The whole advanced state of the conventional technological domain driving our world has reached the threshold of saturation (with limitation of resources and effects of pollution). Hence, in relation to this, we have seen a recent spurt of ‘green’ mechanisms (be it in the automotive sector or in the electronic field) that have the potentiality to make their mark in the future. But, then such conceptions only allude to the end state, not the means to that convenient end state. Thus a collective and sustainable approach should be taken that can provide large scale solution to our every day primary energy requirements, both domestically and industrially.
This brings us to the commercial adoption of credible alternative energy sources that can fuel our very future existence. So, without further ado, let us have a brief idea about the 10 alternative energy sources that promises a much greener planet for our children.
1. Tidal Power
As the name suggests, tidal power can be generated from the kinetic motion of high tides in ocean and sea locations. The ebbing and surging pattern of tides produces a kinetic energy that can be harvested by under water turbines, to be converted to clean electrical energy. Since oceans cover a massive part of our earth surface, this sustainable source has a great potential to be utilized in the near future.
2. Wave power
While tidal power entails an underwater mechanism, harnessing of wave power requires a ‘floating’ system above the surface of water. These generators along the fluid facade utilize the wave motion of the water (determined by wave height, wave speed, wavelength, and water density) to produce electricity. The resultant power in turn can be supplied to water oriented industrial setups such as desalination plants and power plants.
3. Solar power
One of the well known sources of renewable energy, solar power can have a multitude of applications due the nigh inexhaustible capacity of sunlight. In essence the light energy of the sunlight is converted to electricity by mechanisms such as photovoltaic cells or concentrated solar power (focusing a large swathe of sunlight into a small beam). According to present estimates, solar power accounts for 43 GW of power capacity around the world.
4. Wind power
Wind power generation entails the conversion of natural wind energy into electricity by the mechanical prowess of wind turbines. The rotatory motion of the turbine blades from the wind initiates the conversion process. Wind power accounts for 194 GW of nameplate capacity (which is the greatest among renewable sources), with energy production at 430 TWh, which is about 2.5% of worldwide electricity usage.

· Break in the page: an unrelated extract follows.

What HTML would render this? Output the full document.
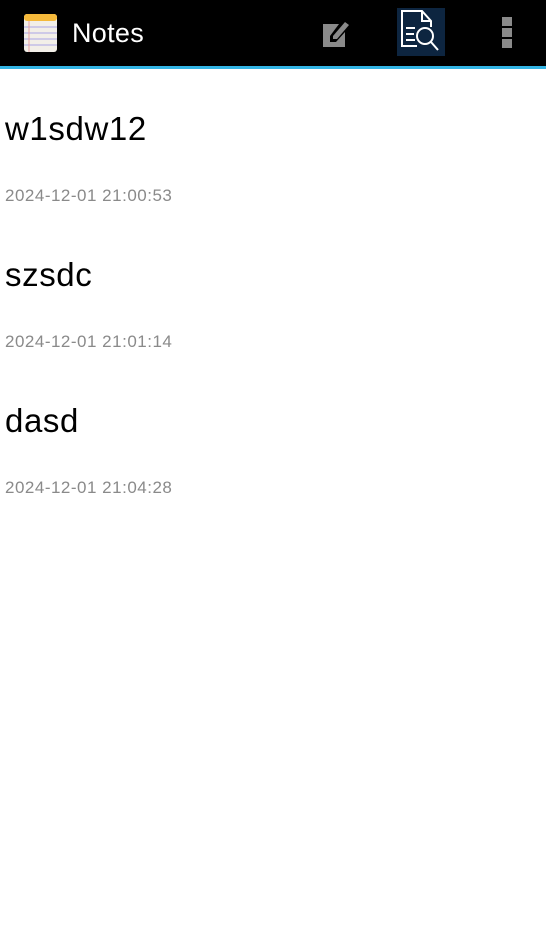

The basic system of a hydroelectric plant utilizes the downward flow of a mass of water for energy generation. This massive magnitude of potential energy contained in the water (at an upper level) is converted to mechanical energy by use of in-built turbines. This resultant mechanical outcome is then converted to ‘clean and green’ electricity. Huge facilities like dams and barrages are generally used for such gargantuan scale of operations. As a matter of fact, hydroelectricity remains one of the three principal sources of electricity around the world.
6. Radiant Energy
A relative unknown facet of energy source discovered by Nikola Tesla, radiant energy is the energy available from electromagnetic waves. This field encompasses a wide variety of systems that work on an intangible yet open level, especially in relation to human senses. The primary form of radiant energy is produced in the sun from the effects of nuclear fusion, and the related systems can include heating mechanisms utilizing infrared waves to normal sunlight.
7. Geothermal Power
Geothermal power is harnessed from the effects of the omnipresent heat (around 6000 degrees Celsius) at the central core of our earth system. This massive magnitude of inner earth’s thermal energy sometimes makes its presence felt through tectonic plates, in the form of volcanic outlets and hot springs. This unobtrusive heat in turn can be used for production of electricity as well as heating facilities.
Biomass is carbon, hydrogen and oxygen based renewable energy source that is derived from organic materials. This plant or animal matter can be directly converted to heat energy by combustion, or can be utilized as an alternative fuel by various chemical procedures. Components like wood, sugarcane and corn are examples of biomass sources. According to recent estimations, biomass and waste-to-energy plants accounts for 65 GW of energy capacity around the world.
9. Compressed Natural Gas
Compressed natural gas (CNG) is a form of fossil fuel that can be considered as a substitute for other conventional fossil fuels such as petrol, diesel and LPG. This comparatively environmental friendly fuel is derived by compressing natural gas (with methane as its main constituent) to 1 percent of its standard volume. Being also relatively cheaper than petrol, its usage is righteously becoming more widespread in third world countries.